Video transcript
A hundred years ago the British government worked with commercial advertising agencies to launch a poster-based recruiting campaign. Historians from the National Army Museum took some of these designs to modern brand communication company Small Back Room to compare the techniques used in the past with those used today.
Rob Fleming: At the start of the First World War Britain had the largest navy in the world, but only a small professional army. The army that they had to face off against, the German Army, had over a million men. By comparison the British Army was only a quarter of a million, so the needs of the war meant that we needed to recruit large numbers of men in a very short space of time. To do this a recruiting campaign was launched and it relied largely on posters and graphic art to do that. In the poster “Are YOU in this?”, the appeal is quite obvious. At the top we see the soldiers and sailors at the front line protecting Britain and protecting the Union Flag. But in the foreground we see munitions workers and factory workers also contributing to the war effort. And the appeal is even broader. We see the boy scout who’s able to contribute by delivering messages as a courier. So all aspects, all elements of society are called upon to contribute to the war effort.
David Bownes: This poster was designed by Sir Robert Baden-Powell who was a hero from a previous British war, and founder of the Boy Scouts movement, which is why you’ve got a scout right in the centre of the image. People looking at this poster in 1915 would’ve seen a very familiar advertising image from the time. Baden-Powell uses a bold image with a short pithy sentence: Are you in this? “You” is capitalised and underlined for emphasis and the idea is that everyone is in the war effort together; except that is for the young chap in civilian clothes who would have been described as a ‘slacker’ at the time, shirking his patriotic responsibilities, and not taking part in the war effort for the greater good.

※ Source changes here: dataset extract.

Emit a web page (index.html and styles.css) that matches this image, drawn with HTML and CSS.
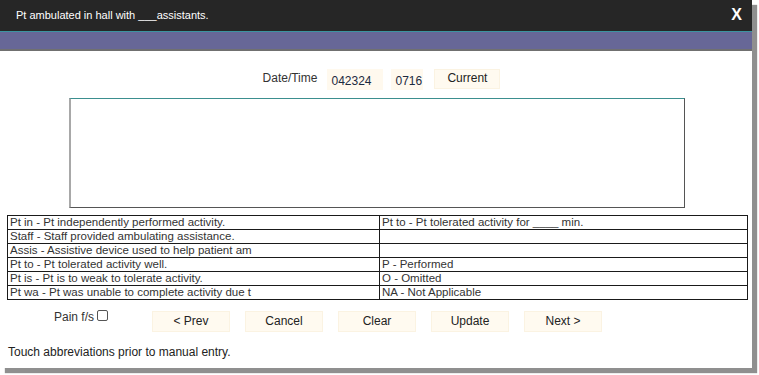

Farhan Urfi: What’s really interesting about this poster are the similarities it shares with modern day recruitment campaigns, particularly for the armed forces. What it’s doing is really addressing lots of different people from lots of different backgrounds with lots of different skill sets, right the way up from the manual workers all the way up to the pinnacle, right at the top where the Union Flag is. And interestingly, the shape of the whole structure is a pinnacle, it’s a triangle, it’s all leading towards the top where the focus is ultimately going to be.